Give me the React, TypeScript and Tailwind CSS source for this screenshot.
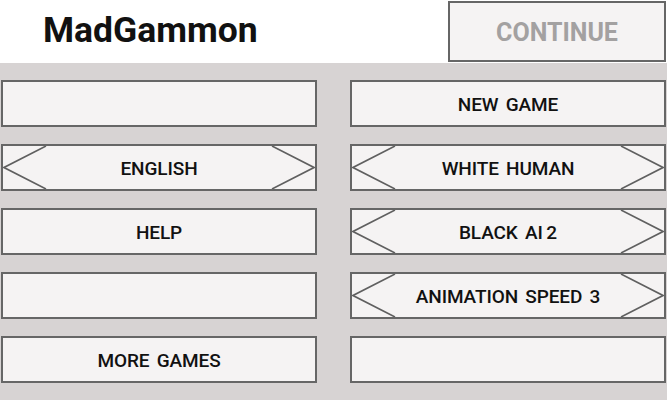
==
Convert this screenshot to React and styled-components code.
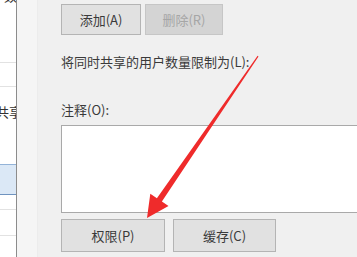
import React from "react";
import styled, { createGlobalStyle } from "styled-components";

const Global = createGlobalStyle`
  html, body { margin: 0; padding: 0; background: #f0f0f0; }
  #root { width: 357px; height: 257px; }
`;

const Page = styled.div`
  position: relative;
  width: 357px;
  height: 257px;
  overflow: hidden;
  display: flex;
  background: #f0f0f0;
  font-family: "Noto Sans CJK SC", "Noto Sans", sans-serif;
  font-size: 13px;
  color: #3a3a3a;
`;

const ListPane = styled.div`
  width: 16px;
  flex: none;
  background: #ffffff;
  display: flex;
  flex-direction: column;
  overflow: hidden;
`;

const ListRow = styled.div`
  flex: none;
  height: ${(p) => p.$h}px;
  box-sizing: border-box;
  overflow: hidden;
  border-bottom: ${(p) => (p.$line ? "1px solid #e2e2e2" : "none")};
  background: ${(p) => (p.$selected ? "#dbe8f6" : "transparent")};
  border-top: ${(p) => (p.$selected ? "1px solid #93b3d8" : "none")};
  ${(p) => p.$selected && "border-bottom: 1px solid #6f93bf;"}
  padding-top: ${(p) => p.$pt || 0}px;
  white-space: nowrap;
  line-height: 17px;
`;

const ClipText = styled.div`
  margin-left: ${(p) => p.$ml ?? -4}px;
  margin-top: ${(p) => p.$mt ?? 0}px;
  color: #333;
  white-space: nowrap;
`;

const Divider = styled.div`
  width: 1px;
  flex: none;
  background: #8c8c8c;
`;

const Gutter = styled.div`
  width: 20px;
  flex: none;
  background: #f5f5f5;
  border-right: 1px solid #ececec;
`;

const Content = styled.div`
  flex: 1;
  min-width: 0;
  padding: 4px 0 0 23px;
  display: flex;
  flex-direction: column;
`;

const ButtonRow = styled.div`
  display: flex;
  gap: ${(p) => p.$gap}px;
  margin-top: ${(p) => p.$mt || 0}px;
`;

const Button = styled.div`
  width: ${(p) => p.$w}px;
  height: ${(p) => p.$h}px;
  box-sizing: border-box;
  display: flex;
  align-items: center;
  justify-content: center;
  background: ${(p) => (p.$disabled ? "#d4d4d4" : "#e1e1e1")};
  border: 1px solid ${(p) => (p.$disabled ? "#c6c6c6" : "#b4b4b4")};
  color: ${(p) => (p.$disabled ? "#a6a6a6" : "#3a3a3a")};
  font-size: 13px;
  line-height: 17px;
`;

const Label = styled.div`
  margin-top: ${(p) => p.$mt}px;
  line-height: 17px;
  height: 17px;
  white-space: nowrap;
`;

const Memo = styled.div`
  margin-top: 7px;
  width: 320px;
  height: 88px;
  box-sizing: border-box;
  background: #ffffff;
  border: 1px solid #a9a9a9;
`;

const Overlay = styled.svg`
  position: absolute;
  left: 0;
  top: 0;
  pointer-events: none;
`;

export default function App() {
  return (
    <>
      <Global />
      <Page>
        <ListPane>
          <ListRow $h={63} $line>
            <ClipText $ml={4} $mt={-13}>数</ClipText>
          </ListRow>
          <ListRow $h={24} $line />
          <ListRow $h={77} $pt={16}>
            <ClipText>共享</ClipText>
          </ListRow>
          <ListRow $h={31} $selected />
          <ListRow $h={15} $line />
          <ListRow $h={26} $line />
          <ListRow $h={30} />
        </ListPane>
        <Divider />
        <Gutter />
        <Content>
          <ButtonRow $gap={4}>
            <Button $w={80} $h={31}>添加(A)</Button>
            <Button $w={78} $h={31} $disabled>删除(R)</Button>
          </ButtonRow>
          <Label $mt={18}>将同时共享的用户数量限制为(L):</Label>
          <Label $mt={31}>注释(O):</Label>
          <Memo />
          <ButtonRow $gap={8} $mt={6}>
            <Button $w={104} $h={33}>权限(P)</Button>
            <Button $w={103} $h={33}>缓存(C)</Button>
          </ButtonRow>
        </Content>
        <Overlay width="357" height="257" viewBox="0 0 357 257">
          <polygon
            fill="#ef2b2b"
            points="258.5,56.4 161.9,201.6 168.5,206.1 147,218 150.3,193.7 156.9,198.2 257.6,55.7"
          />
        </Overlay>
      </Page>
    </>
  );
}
...
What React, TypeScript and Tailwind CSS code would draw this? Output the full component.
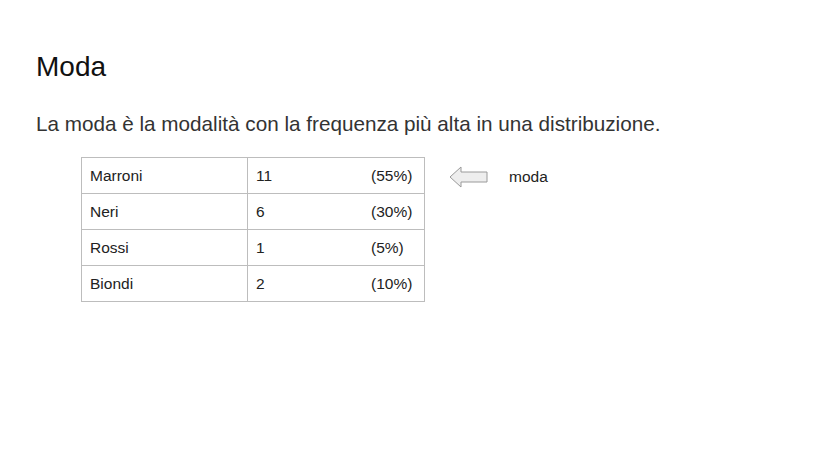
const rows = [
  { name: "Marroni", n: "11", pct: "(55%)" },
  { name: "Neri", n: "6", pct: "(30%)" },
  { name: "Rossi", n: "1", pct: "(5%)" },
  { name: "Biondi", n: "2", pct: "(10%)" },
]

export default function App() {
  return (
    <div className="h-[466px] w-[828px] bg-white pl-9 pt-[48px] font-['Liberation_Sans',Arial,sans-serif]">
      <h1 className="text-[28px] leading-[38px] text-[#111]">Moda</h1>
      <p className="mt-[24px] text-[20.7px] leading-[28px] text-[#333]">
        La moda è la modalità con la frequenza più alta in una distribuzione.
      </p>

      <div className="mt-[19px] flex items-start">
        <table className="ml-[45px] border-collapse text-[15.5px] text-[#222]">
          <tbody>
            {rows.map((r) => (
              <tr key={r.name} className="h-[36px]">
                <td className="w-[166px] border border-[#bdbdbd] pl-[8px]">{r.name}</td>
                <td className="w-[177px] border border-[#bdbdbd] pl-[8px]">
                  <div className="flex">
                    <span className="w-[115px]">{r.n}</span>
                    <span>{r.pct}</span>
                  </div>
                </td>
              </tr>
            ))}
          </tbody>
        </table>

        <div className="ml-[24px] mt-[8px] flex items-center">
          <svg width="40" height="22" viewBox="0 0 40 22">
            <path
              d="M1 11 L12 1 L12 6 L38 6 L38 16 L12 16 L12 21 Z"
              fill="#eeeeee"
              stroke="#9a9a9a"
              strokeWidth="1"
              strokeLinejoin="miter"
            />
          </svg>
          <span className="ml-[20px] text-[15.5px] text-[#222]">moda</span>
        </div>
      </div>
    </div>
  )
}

INSTRUCTIONS TO FOLLOW:
Pick out each line in the material containing "TypeScript".

COMPLETED TASK:
Give me the React, TypeScript and Tailwind CSS source for this screenshot.
What React, TypeScript and Tailwind CSS code would draw this? Output the full component.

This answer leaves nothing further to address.